╭─ TASK MATERIAL

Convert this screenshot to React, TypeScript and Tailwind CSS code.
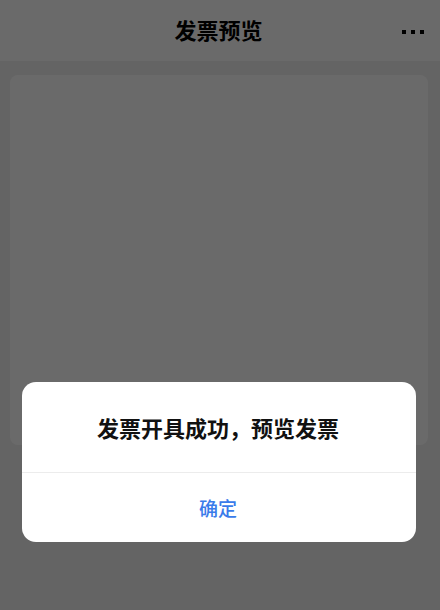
export default function App() {
  return (
    <div
      className="relative w-[440px] h-[610px] overflow-hidden bg-[#f0f0f0]"
      style={{ fontFamily: '"Noto Sans CJK SC", "Noto Sans", sans-serif' }}
    >
      {/* Header */}
      <header className="h-[61px] bg-white flex items-center justify-center relative">
        <h1 className="text-[22px] font-bold text-black leading-none -mt-[4px] -ml-[3px]">发票预览</h1>
        <div className="absolute right-[16px] top-[30px] flex gap-[5px]">
          <span className="w-[4px] h-[4px] bg-black" />
          <span className="w-[4px] h-[4px] bg-black" />
          <span className="w-[4px] h-[4px] bg-black" />
        </div>
      </header>

      {/* Body */}
      <main className="pl-[10px] pr-[12px] pt-[14px]">
        <div className="h-[370px] bg-white rounded-[8px]" />
      </main>

      {/* Mask + dialog */}
      <div className="absolute inset-0 bg-black/[0.585] px-[22px] pt-[382px]">
        <div className="w-[394px] bg-white rounded-[14px] overflow-hidden">
          <div className="h-[91px] flex items-center justify-center border-b border-[#ececec]">
            <p className="text-[22px] font-bold text-[#111] leading-none -ml-[2px]">发票开具成功，预览发票</p>
          </div>
          <div className="h-[69px] flex items-center justify-center">
            <span className="text-[19px] font-medium text-[#3a7bea] leading-none -ml-[2px]">确定</span>
          </div>
        </div>
      </div>
    </div>
  );
}
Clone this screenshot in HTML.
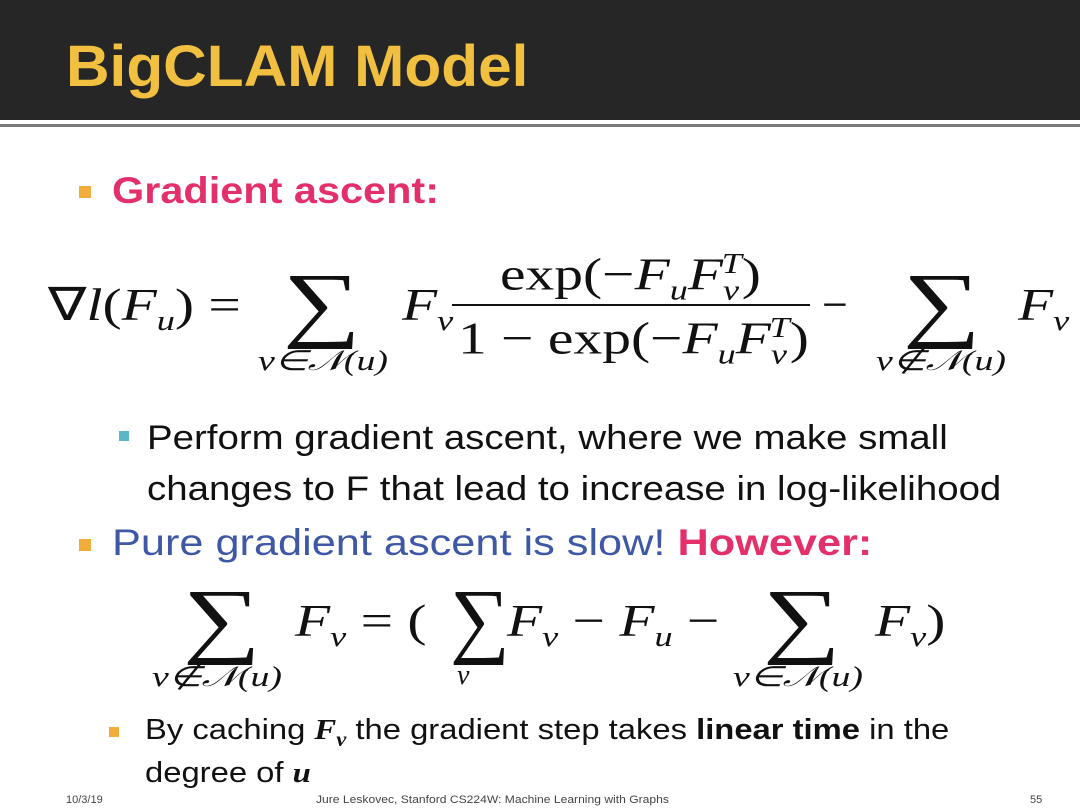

╰─

WHAT TO WORK ON » Filter the entries above down to the lines containing the word "this".

SOLUTION TO THE EXERCISE »
Convert this screenshot to React, TypeScript and Tailwind CSS code.
Clone this screenshot in HTML.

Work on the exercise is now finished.